Part 2 · Phases & Lifecycle · Intermediate

Jump vs Normal Reset: When to Use Each

Decision guide — separate tests for power-on reset vs phase jump for mid-life soft reset, and complexity tradeoffs.

Decision matrix

diagram
[PHASE][UVM] reset strategy selection

power-on reset (POR) only:
   single-pass reset_phase, NO jump
   separate directed test per reset corner

mid-life soft reset / recovery:
   phase.jump to reset_phase in one test
   verifies continuity of simulation state

multiple independent reset corners:
   separate tests often simpler than N jumps
   jump when interaction BETWEEN resets matters

Prefer separate tests when

  • Each reset corner is independent — no cross-reset interaction.

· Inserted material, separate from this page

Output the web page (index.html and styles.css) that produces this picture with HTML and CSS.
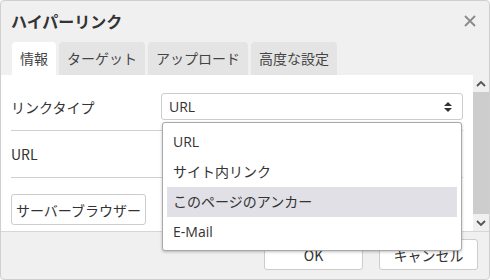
FILE: index.html
```html
<!DOCTYPE html>
<html lang="ja">
<head>
<meta charset="utf-8">
<link rel="stylesheet" href="styles.css">
</head>
<body>
<div class="dialog">
  <div class="header">
    <div class="title">ハイパーリンク</div>
    <svg class="close" width="12" height="12" viewBox="0 0 12 12"><path d="M1 1L11 11M11 1L1 11" stroke="#8a8a8a" stroke-width="1.8" fill="none"/></svg>
  </div>
  <div class="tabs">
    <div class="tab active">情報</div>
    <div class="tab">ターゲット</div>
    <div class="tab">アップロード</div>
    <div class="tab">高度な設定</div>
  </div>
  <div class="body">
    <div class="content">
      <div class="row row-first">
        <div class="label">リンクタイプ</div>
        <div class="select">
          <span>URL</span>
          <svg width="10" height="12" viewBox="0 0 10 12"><path d="M1 5L5 1L9 5Z M1 7L5 11L9 7Z" fill="#333"/></svg>
        </div>
      </div>
      <div class="row row-second">
        <div class="label">URL</div>
      </div>
      <div class="row row-third">
        <div class="btn">サーバーブラウザー</div>
      </div>
    </div>
    <div class="scrollbar">
      <div class="sb-arrow"><svg width="10" height="6" viewBox="0 0 10 6"><path d="M1 5L5 1L9 5" stroke="#555" stroke-width="1.8" fill="none"/></svg></div>
      <div class="sb-thumb"></div>
      <div class="sb-arrow"><svg width="10" height="6" viewBox="0 0 10 6"><path d="M1 1L5 5L9 1" stroke="#555" stroke-width="1.8" fill="none"/></svg></div>
    </div>
  </div>
  <div class="footer">
    <div class="btn fbtn">OK</div>
    <div class="btn fbtn">キャンセル</div>
  </div>
  <div class="dropdown">
    <div class="item">URL</div>
    <div class="item">サイト内リンク</div>
    <div class="item hl">このページのアンカー</div>
    <div class="item">E-Mail</div>
  </div>
</div>
</body>
</html>
```
FILE: styles.css
```css
* { box-sizing: border-box; }
html, body { margin: 0; padding: 0; }
body {
  font-family: "Open Sans", "Noto Sans CJK JP", sans-serif;
  font-size: 14px;
  color: #333;
  width: 490px;
  height: 280px;
  overflow: hidden;
}
.dialog {
  position: relative;
  width: 490px;
  height: 280px;
  background: #f0f0f0;
  border: 1px solid #cfcfcf;
  border-radius: 4px;
  display: flex;
  flex-direction: column;
  overflow: hidden;
}
.header {
  height: 41px;
  display: flex;
  align-items: center;
  justify-content: space-between;
  padding: 0 13px 2px 10px;
}
.title {
  font-weight: bold;
  font-size: 16px;
  color: #333;
  font-family: "Noto Sans CJK JP", sans-serif;
}
.tabs {
  display: flex;
  padding-left: 11px;
  gap: 3px;
  height: 33px;
}
.tab {
  height: 33px;
  line-height: 33px;
  padding: 0 8px;
  background: #e4e4e4;
  border-radius: 4px 4px 0 0;
  font-family: "Noto Sans CJK JP", sans-serif;
  color: #444;
}
.tab.active { background: #fff; padding: 0 8px; }
.body {
  display: flex;
  height: 157px;
  border-bottom: 1px solid #d6d6d6;
}
.content {
  width: 472px;
  background: #fff;
  padding: 0 10px;
  overflow: hidden;
}
.row {
  display: flex;
  align-items: center;
  border-bottom: 1px solid #d0d0d0;
}
.row-first { padding: 18px 0 10px; }
.row-second { height: 47px; }
.row-third { border-bottom: none; padding-top: 16px; }
.label {
  width: 150px;
  font-family: "Noto Sans CJK JP", sans-serif;
  color: #333;
}
.select {
  flex: 1;
  height: 27px;
  border: 1px solid #cccccc;
  border-radius: 3px;
  display: flex;
  align-items: center;
  justify-content: space-between;
  padding: 0 9px 0 7px;
}
.btn {
  height: 31px;
  border: 1px solid #cccccc;
  border-radius: 3px;
  background: #fff;
  display: flex;
  align-items: center;
  justify-content: center;
  padding: 0 4px;
  font-family: "Noto Sans CJK JP", sans-serif;
  color: #333;
}
.scrollbar {
  width: 16px;
  display: flex;
  flex-direction: column;
  background: #f0f0f0;
}
.sb-arrow {
  height: 17px;
  display: flex;
  align-items: center;
  justify-content: center;
}
.sb-thumb { flex: 1; background: #cdcdcd; }
.footer {
  flex: 1;
  display: flex;
  justify-content: flex-end;
  align-items: flex-start;
  gap: 16px;
  padding: 7px 11px 0 0;
}
.fbtn { width: 99px; }
.dropdown {
  position: absolute;
  left: 161px;
  top: 121px;
  width: 300px;
  height: 129px;
  background: #fff;
  border: 1px solid #a9a9a9;
  border-radius: 3px;
  box-shadow: 0 1px 3px rgba(0,0,0,0.25);
  padding: 4px 4px;
  font-family: "Open Sans", "Noto Sans CJK JP", sans-serif;
}
.item {
  height: 30px;
  line-height: 30px;
  padding-left: 6px;
  color: #333;
}
.item.hl { background: #e0e0e6; }
```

  • Jump debugging cost exceeds value for simple directed cases.

  • Regression farm needs parallelizable atomic tests.

Prefer phase jump when

  • DUT must recover mid-scenario with state carried from earlier traffic.

  • Soft-reset feature requires before/after traffic in one context.

  • Power-fail recovery sequence is one continuous use case.


Complexity comparison

diagram
[PHASE][UVM] cost model

normal reset only:
  complexity: LOW
  debug:      standard phase trace

phase jump:
  complexity: HIGH
  requires:   drain, idempotent config, flush scoreboards
  debug:      phase trace + jump markers + txn counters

Key takeaways

  • Default to single-pass reset; add jump only for genuine mid-life recovery.

  • Independent reset corners → separate tests are often cheaper.

  • Jump pays off when cross-reset interaction is the feature under test.

Common pitfalls

  • Using jump for every reset directed test — unmaintainable.

  • Restarting sim manually when jump would preserve context cheaper.


Test plan template

  1. POR smoke — no jump, verify reset_phase on all agents.

  2. Soft-reset directed — jump test with pre/post traffic checks.

  3. Recovery error injection — jump after induced fault.

  4. Regression: run jump test nightly; POR corners in parallel shards.